** start **
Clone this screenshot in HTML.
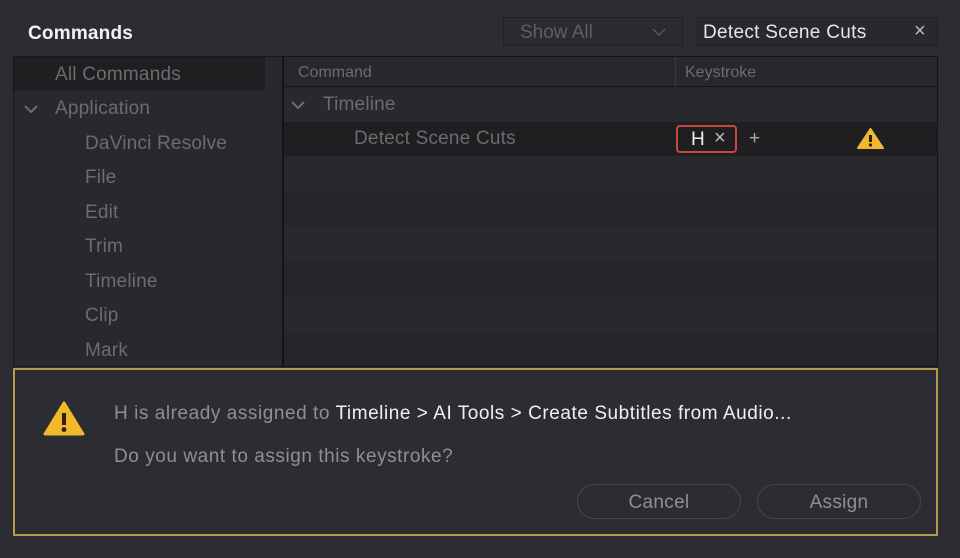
<!DOCTYPE html>
<html><head><style>
*{margin:0;padding:0;box-sizing:border-box}
body{width:960px;height:558px;background:#2c2d32;font-family:"Liberation Sans",sans-serif;position:relative;overflow:hidden}
.a{position:absolute;white-space:nowrap}
.lt{color:#6c6c70;font-size:19px;letter-spacing:0.2px}
</style></head><body>
<div class="a" style="left:28px;top:23px;color:#f2f2f2;font-size:19px;font-weight:bold;letter-spacing:0.2px">Commands</div>
<div class="a" style="left:503px;top:17px;width:180px;height:29px;border:1px solid #202124;background:#2a2b2f"></div>
<div class="a" style="left:520px;top:22px;color:#5e5f63;font-size:19px">Show All</div>
<svg class="a" style="left:652px;top:27px" width="14" height="10"><path d="M1 2l6 6 6-6" fill="none" stroke="#55565a" stroke-width="1.5"/></svg>
<div class="a" style="left:697px;top:17px;width:241px;height:29px;border:1px solid #202124;background:#28292d"></div>
<div class="a" style="left:703px;top:22px;color:#e6e6e6;font-size:19px;letter-spacing:0.3px">Detect Scene Cuts</div>
<div class="a" style="left:914px;top:20px;color:#bbb;font-size:20px">×</div>

<div class="a" style="left:13px;top:56px;width:269px;height:311px;background:#28292d;border:1px solid #18181a;border-right:none"></div>
<div class="a" style="left:14px;top:57px;width:251px;height:34px;background:#1f1f22"></div>
<div class="a lt" style="left:55px;top:64px">All Commands</div>
<svg class="a" style="left:24px;top:104px" width="14" height="10"><path d="M1 2l6 6 6-6" fill="none" stroke="#6c6c70" stroke-width="2"/></svg>
<div class="a lt" style="left:55px;top:98px">Application</div>
<div class="a lt" style="left:85px;top:133px">DaVinci Resolve</div>
<div class="a lt" style="left:85px;top:167px">File</div>
<div class="a lt" style="left:85px;top:202px">Edit</div>
<div class="a lt" style="left:85px;top:236px">Trim</div>
<div class="a lt" style="left:85px;top:271px">Timeline</div>
<div class="a lt" style="left:85px;top:305px">Clip</div>
<div class="a lt" style="left:85px;top:340px">Mark</div>

<div class="a" style="left:282px;top:56px;width:656px;height:311px;background:#28282d;border:1px solid #141416;border-left:2px solid #141416"></div>
<div class="a" style="left:284px;top:57px;width:653px;height:30px;background:#27282c;border-bottom:1px solid #151517"></div>
<div class="a" style="left:675px;top:58px;width:1px;height:28px;background:#3a3b3f"></div>
<div class="a" style="left:298px;top:64px;color:#6c6c70;font-size:16px">Command</div>
<div class="a" style="left:685px;top:64px;color:#6c6c70;font-size:16px">Keystroke</div>
<svg class="a" style="left:291px;top:100px" width="14" height="10"><path d="M1 2l6 6 6-6" fill="none" stroke="#6c6c70" stroke-width="2"/></svg>
<div class="a lt" style="left:323px;top:94px">Timeline</div>
<div class="a" style="left:284px;top:122px;width:653px;height:34px;background:#1f1f22"></div>
<div class="a lt" style="left:354px;top:128px">Detect Scene Cuts</div>
<div class="a" style="left:676px;top:125px;width:61px;height:28px;border:2px solid #c44a40;border-radius:4px"></div>
<div class="a" style="left:691px;top:129px;color:#f0f0f0;font-size:19px">H</div>
<div class="a" style="left:714px;top:127px;color:#bbb;font-size:20px">×</div>
<div class="a" style="left:749px;top:128px;color:#aaa;font-size:19px">+</div>
<svg class="a" style="left:857px;top:127px" width="27" height="23"><path d="M13.5 2L26 21H1Z" fill="#f2b82d" stroke="#f2b82d" stroke-width="2" stroke-linejoin="round"/><rect x="12" y="8" width="3" height="7" fill="#2a2206"/><circle cx="13.5" cy="18" r="1.6" fill="#2a2206"/></svg>
<div class="a" style="left:284px;top:191px;width:653px;height:35px;background:#26262a"></div>
<div class="a" style="left:284px;top:261px;width:653px;height:35px;background:#26262a"></div>
<div class="a" style="left:284px;top:331px;width:653px;height:35px;background:#26262a"></div>

<div class="a" style="left:13px;top:368px;width:925px;height:168px;border:2px solid #b89a4c;background:#2c2d32"></div>
<svg class="a" style="left:43px;top:401px" width="42" height="36"><path d="M21 2L40 33H2Z" fill="#f2b82d" stroke="#f2b82d" stroke-width="3" stroke-linejoin="round"/><rect x="19" y="12" width="4" height="12" fill="#2a2206"/><circle cx="21" cy="28.5" r="2.4" fill="#2a2206"/></svg>
<div class="a" style="left:114px;top:403px;font-size:19px;color:#8f8f93;letter-spacing:0.55px">H is already assigned to <span style="color:#f0f0f0">Timeline &gt; AI Tools &gt; Create Subtitles from Audio...</span></div>
<div class="a" style="left:114px;top:446px;font-size:19px;color:#8f8f93;letter-spacing:0.55px">Do you want to assign this keystroke?</div>
<div class="a" style="left:577px;top:484px;width:164px;height:35px;border:1px solid #45464b;border-radius:18px;color:#8f8f93;font-size:19px;text-align:center;line-height:35px;letter-spacing:0.3px">Cancel</div>
<div class="a" style="left:757px;top:484px;width:164px;height:35px;border:1px solid #45464b;border-radius:18px;color:#8f8f93;font-size:19px;text-align:center;line-height:35px;letter-spacing:0.3px">Assign</div>
</body></html>
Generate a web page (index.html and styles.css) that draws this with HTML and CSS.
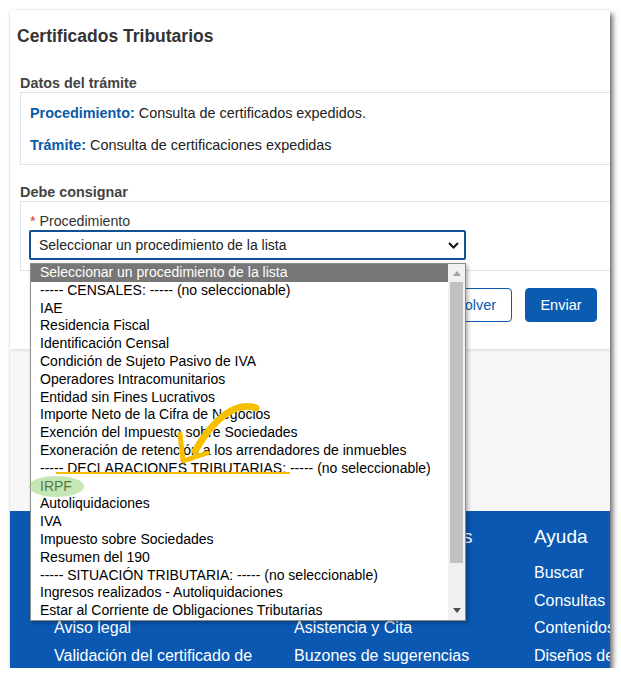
FILE: index.html
```html
<!DOCTYPE html>
<html lang="es">
<head>
<meta charset="utf-8">
<title>Certificados Tributarios</title>
<link rel="stylesheet" href="styles.css">
</head>
<body>
<div class="frame">
  <div class="page">
    <div class="card">
      <h1 class="title">Certificados Tributarios</h1>
      <div class="section">
        <h2 class="sec-title">Datos del trámite</h2>
        <div class="box box-data">
          <p class="line"><span class="lbl">Procedimiento:</span> Consulta de certificados expedidos.</p>
          <p class="line"><span class="lbl">Trámite:</span> Consulta de certificaciones expedidas</p>
        </div>
        <h2 class="sec-title sec-gap">Debe consignar</h2>
        <div class="box box-form">
          <div class="field-label"><span class="req">*</span> Procedimiento</div>
          <div class="select">
            <span>Seleccionar un procedimiento de la lista</span>
            <svg class="chev" width="11" height="7" viewBox="0 0 11 7"><path d="M1 1 L5.5 5.5 L10 1" fill="none" stroke="#111" stroke-width="2"/></svg>
          </div>
        </div>
        <div class="actions">
          <button class="btn btn-outline">Volver</button>
          <button class="btn btn-primary">Enviar</button>
        </div>
      </div>
    </div>
    <div class="gray"></div>
    <footer class="footer">
      <div class="fcol">
        <div class="fhead">Agencia Tributaria</div>
        <div class="flink">Accesibilidad</div>
        <div class="flink">Protección de datos</div>
        <div class="flink">Aviso legal</div>
        <div class="flink">Validación del certificado de</div>
      </div>
      <div class="fcol">
        <div class="fhead">Servicios y contactos</div>
        <div class="flink">Teléfonos</div>
        <div class="flink">Direcciones</div>
        <div class="flink">Asistencia y Cita</div>
        <div class="flink">Buzones de sugerencias</div>
      </div>
      <div class="fcol">
        <div class="fhead">Ayuda</div>
        <div class="flink">Buscar</div>
        <div class="flink">Consultas</div>
        <div class="flink">Contenidos</div>
        <div class="flink">Diseños de</div>
      </div>
    </footer>
  </div>

  <div class="dropdown">
    <ul class="options">
      <li class="opt sel">Seleccionar un procedimiento de la lista</li>
      <li class="opt">----- CENSALES: ----- (no seleccionable)</li>
      <li class="opt">IAE</li>
      <li class="opt">Residencia Fiscal</li>
      <li class="opt">Identificación Censal</li>
      <li class="opt">Condición de Sujeto Pasivo de IVA</li>
      <li class="opt">Operadores Intracomunitarios</li>
      <li class="opt">Entidad sin Fines Lucrativos</li>
      <li class="opt">Importe Neto de la Cifra de Negocios</li>
      <li class="opt">Exención del Impuesto sobre Sociedades</li>
      <li class="opt">Exoneración de retención a los arrendadores de inmuebles</li>
      <li class="opt">----- DECLARACIONES TRIBUTARIAS: ----- (no seleccionable)</li>
      <li class="opt">IRPF</li>
      <li class="opt">Autoliquidaciones</li>
      <li class="opt">IVA</li>
      <li class="opt">Impuesto sobre Sociedades</li>
      <li class="opt">Resumen del 190</li>
      <li class="opt">----- SITUACIÓN TRIBUTARIA: ----- (no seleccionable)</li>
      <li class="opt">Ingresos realizados - Autoliquidaciones</li>
      <li class="opt">Estar al Corriente de Obligaciones Tributarias</li>
    </ul>
    <div class="scrollbar">
      <svg class="arrow-up" width="8" height="5" viewBox="0 0 8 5"><path d="M0 5 L4 0 L8 5 Z" fill="#a3a3a3"/></svg>
      <div class="thumb"></div>
      <svg class="arrow-down" width="8" height="5" viewBox="0 0 8 5"><path d="M0 0 L4 5 L8 0 Z" fill="#505050"/></svg>
    </div>
  </div>

  <svg class="annot" width="600" height="658" viewBox="0 0 600 658">
    <ellipse cx="46.5" cy="476.5" rx="27.5" ry="10.5" fill="rgba(150,212,120,0.55)"/>
    <line x1="46" y1="463" x2="280" y2="463" stroke="#f6c000" stroke-width="2"/>
    <path d="M246 398 C 226 391, 204 408, 185 441" fill="none" stroke="#f6c000" stroke-width="7" stroke-linecap="round"/>
    <path d="M170 424 L173 451 L197 443" fill="none" stroke="#f6c000" stroke-width="5" stroke-linecap="round" stroke-linejoin="round"/>
  </svg>
</div>
</body>
</html>
```

FILE: styles.css
```css
html, body {
  margin: 0;
  padding: 0;
  background: #ffffff;
}

body {
  font-family: "Liberation Sans", Arial, sans-serif;
  color: #222;
}

.frame {
  position: relative;
  margin: 10px 0 0 10px;
  width: 600px;
  height: 658px;
  overflow: hidden;
  background: #f7f7f7;
  box-shadow: 0 0 2px rgba(0, 0, 0, 0.12), 3px 4px 5px rgba(0, 0, 0, 0.55);
}

.page {
  width: 700px;
  display: flex;
  flex-direction: column;
}

.card {
  background: #ffffff;
  padding: 16px 0 27px 7px;
  box-shadow: 0 1px 3px rgba(0, 0, 0, 0.12);
  position: relative;
}

.title {
  margin: 0;
  font-size: 17.5px;
  line-height: 20px;
  font-weight: bold;
  color: #333;
}

.section {
  padding-left: 3px;
  margin-top: 28px;
}

.sec-title {
  margin: 0;
  font-size: 14.4px;
  line-height: 18px;
  font-weight: bold;
  color: #444;
}

.sec-gap {
  margin-top: 18px;
}

.box {
  border: 1px solid #dbe3ec;
  border-right: none;
}

.box-data {
  padding: 11px 0 10px 9px;
  display: flex;
  flex-direction: column;
  gap: 14px;
}

.line {
  margin: 0;
  font-size: 14.4px;
  line-height: 18px;
  color: #222;
}

.lbl {
  color: #0b5aa6;
  font-weight: bold;
}

.box-form {
  padding: 10px 0 10px 8px;
}

.field-label {
  font-size: 14.2px;
  line-height: 18px;
  color: #333;
  padding-left: 1px;
}

.req {
  color: #d0332f;
}

.select {
  width: 437px;
  height: 30px;
  box-sizing: border-box;
  border: 2px solid #124f93;
  border-radius: 2px;
  display: flex;
  align-items: center;
  justify-content: space-between;
  padding: 0 5px 0 8px;
  font-size: 14px;
  color: #222;
  background: #fff;
}

.chev {
  display: block;
}

.actions {
  display: flex;
  justify-content: flex-end;
  gap: 13px;
  margin-top: 17px;
  padding-right: 113px;
}

.btn {
  width: 72px;
  height: 34px;
  border-radius: 4px;
  font-family: "Liberation Sans", Arial, sans-serif;
  font-size: 14.5px;
  padding: 0;
}

.btn-outline {
  background: #fff;
  border: 1px solid #0b5cb0;
  color: #0b5cb0;
}

.btn-primary {
  background: #0b5cb0;
  border: 1px solid #0b5cb0;
  color: #fff;
}

.gray {
  height: 162px;
  background: #f7f7f7;
}

.footer {
  background: #0a58b2;
  display: flex;
  padding: 15px 0 0 44px;
  height: 200px;
  color: #fff;
}

.fcol {
  width: 240px;
  flex: none;
  display: flex;
  flex-direction: column;
}

.fhead {
  font-size: 19px;
  line-height: 22px;
  margin-bottom: 11px;
  white-space: nowrap;
}

.flink {
  font-size: 16px;
  line-height: 27.5px;
  white-space: nowrap;
}

.dropdown {
  position: absolute;
  left: 20px;
  top: 253px;
  width: 436px;
  height: 358px;
  box-sizing: border-box;
  border: 1px solid #8c8c8c;
  background: #fff;
  box-shadow: 2px 2px 4px rgba(0, 0, 0, 0.3);
  display: flex;
}

.options {
  list-style: none;
  margin: 0;
  padding: 0;
  flex: 1;
}

.opt {
  height: 17.8px;
  line-height: 17.8px;
  font-size: 14px;
  padding-left: 9px;
  color: #000;
  white-space: nowrap;
}

.opt.sel {
  background: #777777;
  color: #fff;
}

.scrollbar {
  width: 17px;
  background: #f1f1f1;
  position: relative;
  display: flex;
  flex-direction: column;
  align-items: center;
}

.arrow-up {
  margin-top: 7px;
}

.thumb {
  width: 13px;
  height: 281px;
  background: #c1c1c1;
  margin-top: 6px;
}

.arrow-down {
  margin-top: auto;
  margin-bottom: 7px;
}

.annot {
  position: absolute;
  left: 0;
  top: 0;
  pointer-events: none;
}
```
** end **
Say how many lines include the word "this"; reply with the number alone.

3